_The problem_
Write out each line that follows exactly as it stands, without the pictures.

**********

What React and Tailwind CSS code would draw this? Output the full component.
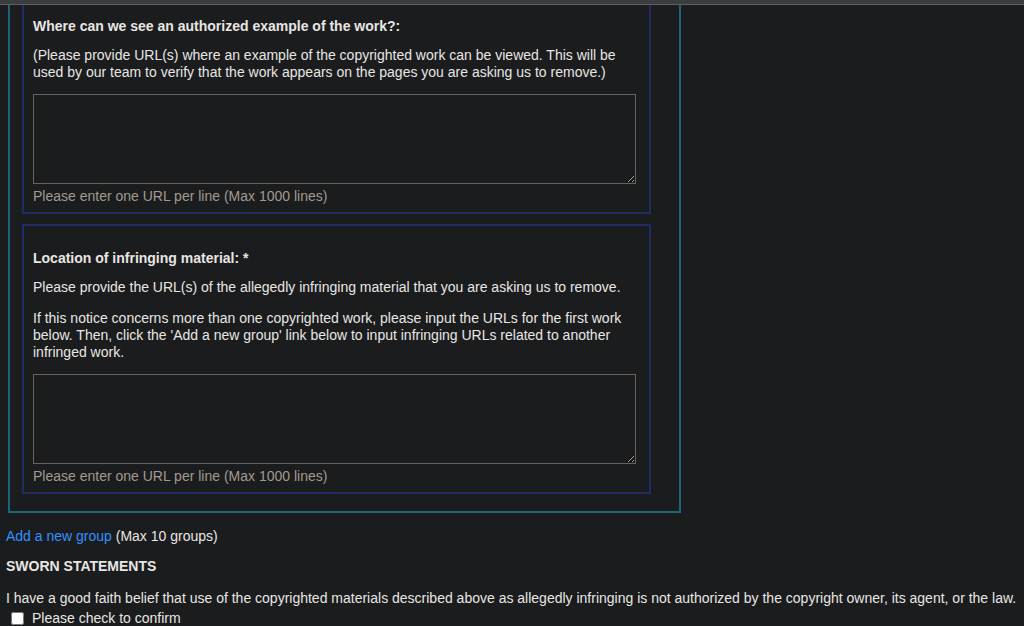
import React from 'react';

const HelpText = () => (
  <div className="mt-[4px] text-[#a09a90]">Please enter one URL per line (Max 1000 lines)</div>
);

const UrlBox = () => (
  <textarea className="block mt-[13px] w-[603px] h-[90px] bg-[#1b1c1e] border border-[#67625b] text-[#e8e6e3] outline-none" />
);

export default function App() {
  return (
    <div className="h-[626px] overflow-hidden bg-[#1b1c1e] text-[#e8e6e3] font-['Liberation_Sans',Arial,sans-serif] text-[14px] leading-[17px]">
      {/* strip left over from the scrolled page */}
      <div className="h-[5px] bg-[#3b3c3e] border-b border-[#606060]" />

      <div className="pl-[8px]">
        {/* group container */}
        <div className="w-[673px] border-2 border-t-0 border-[#1e6478] pl-[12px] pb-[17px]">
          <div className="w-[629px] border-2 border-t-0 border-[#1f2c66] px-[9px] pt-[13px] pb-[7px]">
            <div className="font-bold">Where can we see an authorized example of the work?:</div>
            <p className="mt-[12px]">
              (Please provide URL(s) where an example of the copyrighted work can be viewed. This will be used by our team to verify that the work appears on the pages you are asking us to remove.)
            </p>
            <UrlBox />
            <HelpText />
          </div>

          <div className="mt-[10px] w-[629px] border-2 border-[#1f2c66] px-[9px] pt-[24px] pb-[7px]">
            <div className="font-bold">Location of infringing material: *</div>
            <p className="mt-[12px]">
              Please provide the URL(s) of the allegedly infringing material that you are asking us to remove.
            </p>
            <p className="mt-[14px] w-[600px]">
              If this notice concerns more than one copyrighted work, please input the URLs for the first work below. Then, click the 'Add a new group' link below to input infringing URLs related to another infringed work.
            </p>
            <UrlBox />
            <HelpText />
          </div>
        </div>
      </div>

      <div className="pl-[6px]">
        <div className="mt-[15px]">
          <a href="#" className="text-[#3391ff]">Add a new group</a> (Max 10 groups)
        </div>
        <div className="mt-[13px] font-bold">SWORN STATEMENTS</div>
        <p className="mt-[15px] whitespace-nowrap">
          I have a good faith belief that use of the copyrighted materials described above as allegedly infringing is not authorized by the copyright owner, its agent, or the law.
        </p>
        <label className="mt-[3px] flex items-center">
          <input type="checkbox" className="ml-[5px] mr-[8px] w-[13px] h-[13px]" />
          <span>Please check to confirm</span>
        </label>
      </div>
    </div>
  );
}
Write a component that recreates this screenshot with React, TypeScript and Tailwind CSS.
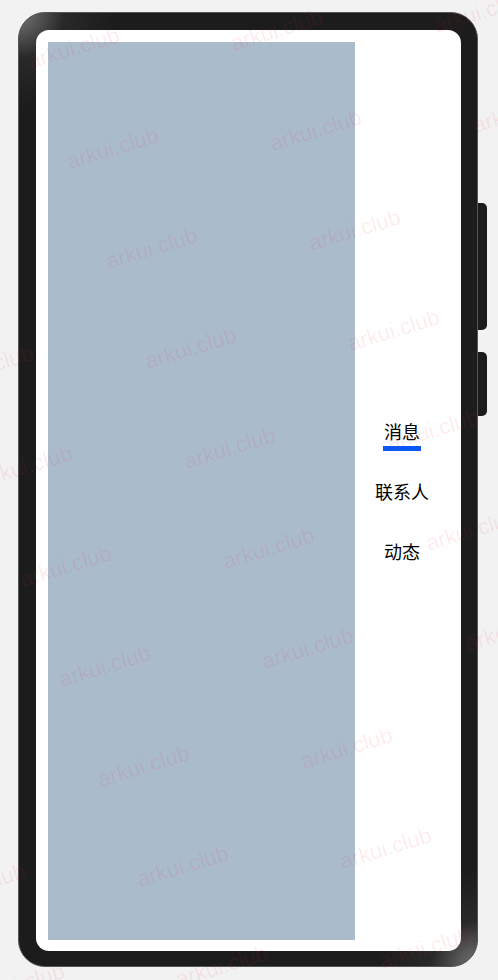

**********

_Solved problem_
What React and Tailwind CSS code would draw this? Output the full component.
import React from 'react';

const HelpText = () => (
  <div className="mt-[4px] text-[#a09a90]">Please enter one URL per line (Max 1000 lines)</div>
);

const UrlBox = () => (
  <textarea className="block mt-[13px] w-[603px] h-[90px] bg-[#1b1c1e] border border-[#67625b] text-[#e8e6e3] outline-none" />
);

export default function App() {
  return (
    <div className="h-[626px] overflow-hidden bg-[#1b1c1e] text-[#e8e6e3] font-['Liberation_Sans',Arial,sans-serif] text-[14px] leading-[17px]">
      {/* strip left over from the scrolled page */}
      <div className="h-[5px] bg-[#3b3c3e] border-b border-[#606060]" />

      <div className="pl-[8px]">
        {/* group container */}
        <div className="w-[673px] border-2 border-t-0 border-[#1e6478] pl-[12px] pb-[17px]">
          <div className="w-[629px] border-2 border-t-0 border-[#1f2c66] px-[9px] pt-[13px] pb-[7px]">
            <div className="font-bold">Where can we see an authorized example of the work?:</div>
            <p className="mt-[12px]">
              (Please provide URL(s) where an example of the copyrighted work can be viewed. This will be used by our team to verify that the work appears on the pages you are asking us to remove.)
            </p>
            <UrlBox />
            <HelpText />
          </div>

          <div className="mt-[10px] w-[629px] border-2 border-[#1f2c66] px-[9px] pt-[24px] pb-[7px]">
            <div className="font-bold">Location of infringing material: *</div>
            <p className="mt-[12px]">
              Please provide the URL(s) of the allegedly infringing material that you are asking us to remove.
            </p>
            <p className="mt-[14px] w-[600px]">
              If this notice concerns more than one copyrighted work, please input the URLs for the first work below. Then, click the 'Add a new group' link below to input infringing URLs related to another infringed work.
            </p>
            <UrlBox />
            <HelpText />
          </div>
        </div>
      </div>

      <div className="pl-[6px]">
        <div className="mt-[15px]">
          <a href="#" className="text-[#3391ff]">Add a new group</a> (Max 10 groups)
        </div>
        <div className="mt-[13px] font-bold">SWORN STATEMENTS</div>
        <p className="mt-[15px] whitespace-nowrap">
          I have a good faith belief that use of the copyrighted materials described above as allegedly infringing is not authorized by the copyright owner, its agent, or the law.
        </p>
        <label className="mt-[3px] flex items-center">
          <input type="checkbox" className="ml-[5px] mr-[8px] w-[13px] h-[13px]" />
          <span>Please check to confirm</span>
        </label>
      </div>
    </div>
  );
}
Write a component that recreates this screenshot with React, TypeScript and Tailwind CSS.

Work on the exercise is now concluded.